The Legend of the Sleepy Hollow is the story of Ichabod Crane, the tall, lanky crane-like village school master, with a strong belief in the supernatural. He disappears in the Sleepy Hollow while returning home from a party where his proposal had been rejected by his sweetheart. The New England village folk believed that he has been killed by the headless horseman who is supposed to haunt that area. The horseman, who carried his own head under his arm , threw it at the school teacher. The next day they find a broken pumpkin where Crane had disappeared with all his effects. In the epilogue, the author says Crane’s rival married his sweetheart and could not help smiling everytime anyone spoke of Crane. A suggestion has also been made that Crane left the village and became a lawyer!

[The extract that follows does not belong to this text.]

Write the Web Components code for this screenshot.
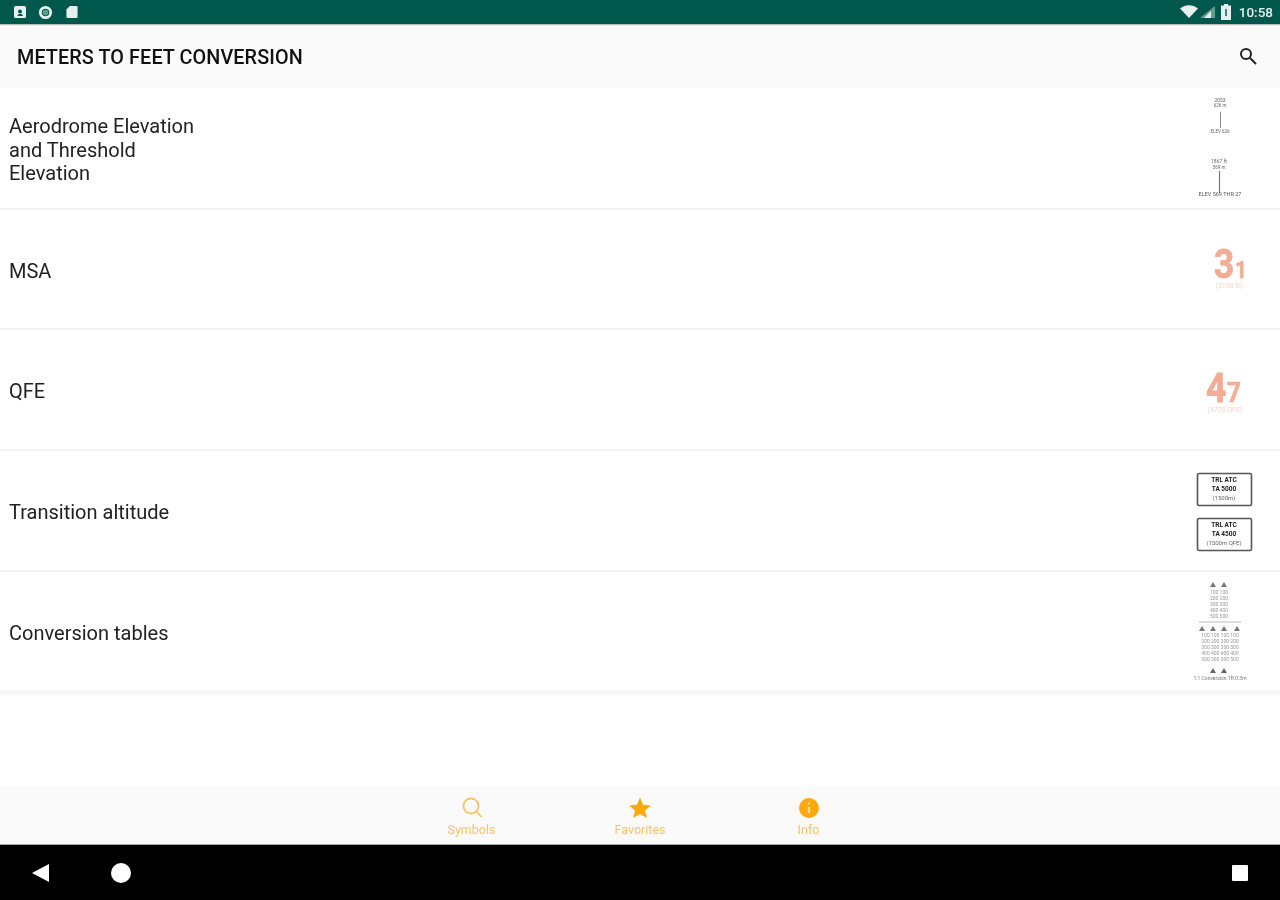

The Spectre Bridegroom is set in Germany where a bridegroom is killed on the way to his wedding. His friend, who tries to tell the bride’s party of his friend’s death, is mistaken for a ghost of his friend! It is a comedy of errors and the friend carries away the bride at the end.

The Pride of the Village is story set in a small English village, the story of a girl disappointed in love. Like in Thomas Hardy’s Tess of the D’Ubervilles, the affair starts with the girl being the may queen. She does not suffer as much as Tess. When she is dying is the arms of her parents, her loved one comes back to her.

The last story, Mountjoy, seems to be a comment on private education where learning is unmonitored and sometimes aimless. This is again set in New England and talks of a family that lived in France. Though three of the five stories are set in America, by the banks of the Hudson river, the current day New York, they capture the hope of the multi-cultural migrant community that created a new world in America.

I found the first three stories very gripping. It reminded me of some of Roald Dahl’s stories in a collection called Kiss Kiss, only the horror is less horrific. The stories have a macabre humour and a tongue in cheek suggestion in the epilogue to rationalise the legends.

Irving’s description of the characters are sketched with few words and incidents which leave a strong imprint in ones mind. His characterisation of Crane with his lanky appearance, green eyes, belief in ghosts and spirits and fondness of food and women’s company is very realistic as are his other characters. You can almost hear his thin voice and laugh at his housewifish outlook. He wants to propose to a girl not only over her own worth but on the worth of her father who has a prosperous farm and a good spread at the table.

The flavour of the times are well captured by Irving. When Rip returns to his village, he is still a loyal subject of the King of England but the people he encounters have lived through the American revolution! Rip changes his world view to suit the needs of the times as he had never had strong political affiliations and lives out his life as a well-loved legendary figure.

Irving has woven Red Indian lore into his stories too to add authenticity to his legends. Catskill mountain. Historically, Catskill mountain was named after either Dutch or Mohican traditions or persons. It is not very clear. Irving has played with these legends to create a misty aura around the story. There is a statue of Rip Van Winkle in a park in New York. Irving did create a legend!

These are stories about common people anywhere in the world. You can see multicultural values built into these legends. They absorbed traditions of cross-continental cultures and created a new myth from them. That many Americans, unless they were native Indians, emigrated with their own cultures to find acceptance in the wilds of America is borne out by the multi-cultural flavour of the legends created by Irving.

I enjoyed these stories very much and would say they make an excellent weekend read with their one world outlook. After all, they have created new legends.